Material provided:
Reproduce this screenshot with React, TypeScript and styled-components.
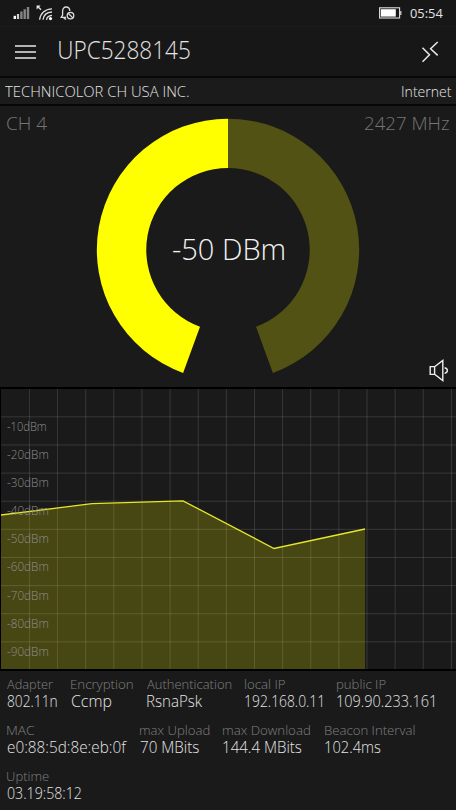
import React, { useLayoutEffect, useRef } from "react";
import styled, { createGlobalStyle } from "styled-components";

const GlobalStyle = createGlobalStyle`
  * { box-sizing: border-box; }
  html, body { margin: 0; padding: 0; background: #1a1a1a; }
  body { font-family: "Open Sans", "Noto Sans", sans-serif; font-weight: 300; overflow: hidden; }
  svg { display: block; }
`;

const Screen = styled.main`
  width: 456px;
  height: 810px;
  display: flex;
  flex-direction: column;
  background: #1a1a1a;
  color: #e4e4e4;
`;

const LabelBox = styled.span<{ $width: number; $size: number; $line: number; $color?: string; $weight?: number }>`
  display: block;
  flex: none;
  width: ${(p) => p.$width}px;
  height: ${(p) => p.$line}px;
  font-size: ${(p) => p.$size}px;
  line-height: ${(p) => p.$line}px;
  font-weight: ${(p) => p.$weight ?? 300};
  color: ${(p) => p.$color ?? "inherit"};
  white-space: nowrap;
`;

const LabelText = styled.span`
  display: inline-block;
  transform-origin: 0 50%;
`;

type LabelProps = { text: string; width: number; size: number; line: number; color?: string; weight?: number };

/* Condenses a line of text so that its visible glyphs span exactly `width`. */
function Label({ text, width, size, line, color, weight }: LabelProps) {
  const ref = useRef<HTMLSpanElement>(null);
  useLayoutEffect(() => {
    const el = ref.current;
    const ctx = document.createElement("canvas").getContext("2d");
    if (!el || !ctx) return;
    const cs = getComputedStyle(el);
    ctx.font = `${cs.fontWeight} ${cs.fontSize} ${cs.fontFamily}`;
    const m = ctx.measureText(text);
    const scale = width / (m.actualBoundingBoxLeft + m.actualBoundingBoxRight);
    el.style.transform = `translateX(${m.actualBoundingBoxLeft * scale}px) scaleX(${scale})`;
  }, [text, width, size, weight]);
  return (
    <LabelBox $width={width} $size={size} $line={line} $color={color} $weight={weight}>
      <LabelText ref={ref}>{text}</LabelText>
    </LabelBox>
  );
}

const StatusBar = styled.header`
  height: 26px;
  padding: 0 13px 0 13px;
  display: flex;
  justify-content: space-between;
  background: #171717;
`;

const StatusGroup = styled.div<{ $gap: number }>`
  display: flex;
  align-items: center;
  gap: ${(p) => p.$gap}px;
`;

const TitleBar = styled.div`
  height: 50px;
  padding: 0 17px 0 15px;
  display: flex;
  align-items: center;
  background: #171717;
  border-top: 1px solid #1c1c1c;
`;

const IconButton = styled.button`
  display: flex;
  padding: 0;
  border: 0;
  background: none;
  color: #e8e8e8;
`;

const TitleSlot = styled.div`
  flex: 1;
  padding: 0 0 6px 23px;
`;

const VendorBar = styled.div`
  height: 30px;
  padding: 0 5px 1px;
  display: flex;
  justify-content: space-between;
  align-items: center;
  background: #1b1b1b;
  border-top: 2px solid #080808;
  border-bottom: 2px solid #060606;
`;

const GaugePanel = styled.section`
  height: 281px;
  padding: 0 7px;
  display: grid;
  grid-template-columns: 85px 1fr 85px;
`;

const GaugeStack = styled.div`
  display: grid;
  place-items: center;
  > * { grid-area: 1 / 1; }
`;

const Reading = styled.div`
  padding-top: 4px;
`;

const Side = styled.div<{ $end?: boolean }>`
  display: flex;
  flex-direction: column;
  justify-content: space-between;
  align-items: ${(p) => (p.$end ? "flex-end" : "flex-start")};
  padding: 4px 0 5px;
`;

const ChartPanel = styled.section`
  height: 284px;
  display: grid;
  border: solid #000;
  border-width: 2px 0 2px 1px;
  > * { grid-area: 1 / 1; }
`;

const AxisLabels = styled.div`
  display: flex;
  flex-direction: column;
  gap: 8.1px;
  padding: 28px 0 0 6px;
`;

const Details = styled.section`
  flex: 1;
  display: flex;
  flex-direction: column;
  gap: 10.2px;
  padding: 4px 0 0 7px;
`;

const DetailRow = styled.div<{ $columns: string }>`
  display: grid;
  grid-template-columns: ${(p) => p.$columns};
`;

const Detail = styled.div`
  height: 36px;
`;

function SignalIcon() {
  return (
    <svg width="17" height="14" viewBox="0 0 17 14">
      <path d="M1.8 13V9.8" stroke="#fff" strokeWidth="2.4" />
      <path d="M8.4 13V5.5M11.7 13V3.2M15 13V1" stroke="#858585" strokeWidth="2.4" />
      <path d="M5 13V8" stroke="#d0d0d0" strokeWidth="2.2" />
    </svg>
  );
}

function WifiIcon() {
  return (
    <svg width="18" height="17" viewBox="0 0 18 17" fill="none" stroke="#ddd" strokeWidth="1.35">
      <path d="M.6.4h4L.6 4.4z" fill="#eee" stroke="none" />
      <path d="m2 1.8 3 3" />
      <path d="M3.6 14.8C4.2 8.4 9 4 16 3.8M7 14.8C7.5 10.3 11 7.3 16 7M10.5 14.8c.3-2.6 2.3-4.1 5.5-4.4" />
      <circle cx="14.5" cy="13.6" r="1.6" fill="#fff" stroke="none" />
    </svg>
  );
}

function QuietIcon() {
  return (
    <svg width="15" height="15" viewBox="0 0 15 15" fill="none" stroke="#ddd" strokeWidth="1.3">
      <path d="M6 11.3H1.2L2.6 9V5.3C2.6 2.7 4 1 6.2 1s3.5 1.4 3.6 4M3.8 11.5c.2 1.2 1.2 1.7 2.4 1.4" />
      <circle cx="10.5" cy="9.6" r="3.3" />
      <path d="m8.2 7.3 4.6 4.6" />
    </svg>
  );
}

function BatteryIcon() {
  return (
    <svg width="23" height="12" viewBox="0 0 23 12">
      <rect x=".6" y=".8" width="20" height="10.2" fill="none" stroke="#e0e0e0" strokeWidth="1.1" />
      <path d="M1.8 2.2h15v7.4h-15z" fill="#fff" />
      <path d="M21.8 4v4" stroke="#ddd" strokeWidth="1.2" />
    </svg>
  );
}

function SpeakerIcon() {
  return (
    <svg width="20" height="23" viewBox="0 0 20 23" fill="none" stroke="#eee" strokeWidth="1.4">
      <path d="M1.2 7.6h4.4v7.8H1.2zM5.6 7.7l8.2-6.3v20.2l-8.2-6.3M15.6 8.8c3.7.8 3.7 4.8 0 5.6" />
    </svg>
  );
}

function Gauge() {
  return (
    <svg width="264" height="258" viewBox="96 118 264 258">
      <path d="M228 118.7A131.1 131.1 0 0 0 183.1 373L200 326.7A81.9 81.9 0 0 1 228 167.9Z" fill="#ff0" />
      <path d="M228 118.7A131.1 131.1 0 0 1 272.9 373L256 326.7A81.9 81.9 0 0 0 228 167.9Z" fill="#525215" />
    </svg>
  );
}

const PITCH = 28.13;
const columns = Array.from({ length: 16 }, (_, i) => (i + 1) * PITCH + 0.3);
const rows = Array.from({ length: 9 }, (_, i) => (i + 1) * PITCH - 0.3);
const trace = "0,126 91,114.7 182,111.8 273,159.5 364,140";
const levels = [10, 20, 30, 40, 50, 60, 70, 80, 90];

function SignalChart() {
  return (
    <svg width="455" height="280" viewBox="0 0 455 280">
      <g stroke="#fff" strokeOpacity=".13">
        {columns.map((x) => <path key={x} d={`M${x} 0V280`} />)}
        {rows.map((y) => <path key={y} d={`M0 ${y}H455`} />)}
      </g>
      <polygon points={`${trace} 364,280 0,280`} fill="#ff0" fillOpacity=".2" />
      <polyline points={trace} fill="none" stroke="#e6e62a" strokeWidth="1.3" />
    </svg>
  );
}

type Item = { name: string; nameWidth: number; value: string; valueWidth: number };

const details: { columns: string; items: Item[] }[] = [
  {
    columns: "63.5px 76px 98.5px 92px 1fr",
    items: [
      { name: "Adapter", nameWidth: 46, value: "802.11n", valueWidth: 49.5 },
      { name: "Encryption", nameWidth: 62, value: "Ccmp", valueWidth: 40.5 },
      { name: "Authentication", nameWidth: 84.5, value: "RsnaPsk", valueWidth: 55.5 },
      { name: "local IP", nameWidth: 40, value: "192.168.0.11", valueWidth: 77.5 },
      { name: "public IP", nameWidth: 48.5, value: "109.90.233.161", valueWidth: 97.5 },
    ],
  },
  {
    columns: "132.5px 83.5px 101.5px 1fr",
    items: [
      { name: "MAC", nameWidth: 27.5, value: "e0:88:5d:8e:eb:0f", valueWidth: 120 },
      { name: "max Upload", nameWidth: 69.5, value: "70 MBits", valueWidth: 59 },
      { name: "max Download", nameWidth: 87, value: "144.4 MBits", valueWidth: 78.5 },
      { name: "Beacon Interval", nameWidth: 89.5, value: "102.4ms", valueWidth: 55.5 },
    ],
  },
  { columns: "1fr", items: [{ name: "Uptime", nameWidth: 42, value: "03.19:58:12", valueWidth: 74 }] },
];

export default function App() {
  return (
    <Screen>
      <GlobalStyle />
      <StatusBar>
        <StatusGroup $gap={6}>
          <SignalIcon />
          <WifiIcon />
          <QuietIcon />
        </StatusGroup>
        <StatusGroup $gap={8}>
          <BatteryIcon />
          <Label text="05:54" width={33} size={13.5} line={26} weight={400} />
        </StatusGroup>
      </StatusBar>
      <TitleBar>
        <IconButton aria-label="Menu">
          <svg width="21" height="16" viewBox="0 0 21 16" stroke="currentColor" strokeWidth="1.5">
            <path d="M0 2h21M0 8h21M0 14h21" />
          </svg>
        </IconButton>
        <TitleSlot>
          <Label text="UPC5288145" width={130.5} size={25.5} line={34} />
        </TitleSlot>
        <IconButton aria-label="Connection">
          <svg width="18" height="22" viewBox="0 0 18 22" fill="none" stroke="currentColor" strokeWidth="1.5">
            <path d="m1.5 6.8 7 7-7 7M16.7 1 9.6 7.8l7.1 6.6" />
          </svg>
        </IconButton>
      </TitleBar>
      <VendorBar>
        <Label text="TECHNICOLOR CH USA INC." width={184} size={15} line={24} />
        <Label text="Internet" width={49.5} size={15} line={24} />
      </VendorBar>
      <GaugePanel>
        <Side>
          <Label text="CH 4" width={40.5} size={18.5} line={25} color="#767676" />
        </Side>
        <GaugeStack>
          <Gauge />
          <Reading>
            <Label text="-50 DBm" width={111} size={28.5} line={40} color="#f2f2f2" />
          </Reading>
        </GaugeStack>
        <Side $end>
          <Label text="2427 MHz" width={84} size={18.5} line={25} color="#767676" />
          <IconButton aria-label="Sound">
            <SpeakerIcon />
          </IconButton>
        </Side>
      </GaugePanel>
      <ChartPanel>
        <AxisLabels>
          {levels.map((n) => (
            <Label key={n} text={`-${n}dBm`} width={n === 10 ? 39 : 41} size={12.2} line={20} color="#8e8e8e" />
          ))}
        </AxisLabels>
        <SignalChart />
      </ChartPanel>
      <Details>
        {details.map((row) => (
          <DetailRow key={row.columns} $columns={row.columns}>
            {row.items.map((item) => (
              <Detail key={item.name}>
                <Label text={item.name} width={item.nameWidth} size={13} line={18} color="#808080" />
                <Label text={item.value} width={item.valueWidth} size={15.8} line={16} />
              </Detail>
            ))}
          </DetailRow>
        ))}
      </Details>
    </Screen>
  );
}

What you should do:
Skip the pictures and restate exactly the lines from the beginning of the listing to the line with "string; width: number;", that line included.

Result for this exercise:
Reproduce this screenshot with React, TypeScript and styled-components.
import React, { useLayoutEffect, useRef } from "react";
import styled, { createGlobalStyle } from "styled-components";

const GlobalStyle = createGlobalStyle`
  * { box-sizing: border-box; }
  html, body { margin: 0; padding: 0; background: #1a1a1a; }
  body { font-family: "Open Sans", "Noto Sans", sans-serif; font-weight: 300; overflow: hidden; }
  svg { display: block; }
`;

const Screen = styled.main`
  width: 456px;
  height: 810px;
  display: flex;
  flex-direction: column;
  background: #1a1a1a;
  color: #e4e4e4;
`;

const LabelBox = styled.span<{ $width: number; $size: number; $line: number; $color?: string; $weight?: number }>`
  display: block;
  flex: none;
  width: ${(p) => p.$width}px;
  height: ${(p) => p.$line}px;
  font-size: ${(p) => p.$size}px;
  line-height: ${(p) => p.$line}px;
  font-weight: ${(p) => p.$weight ?? 300};
  color: ${(p) => p.$color ?? "inherit"};
  white-space: nowrap;
`;

const LabelText = styled.span`
  display: inline-block;
  transform-origin: 0 50%;
`;

type LabelProps = { text: string; width: number; size: number; line: number; color?: string; weight?: number };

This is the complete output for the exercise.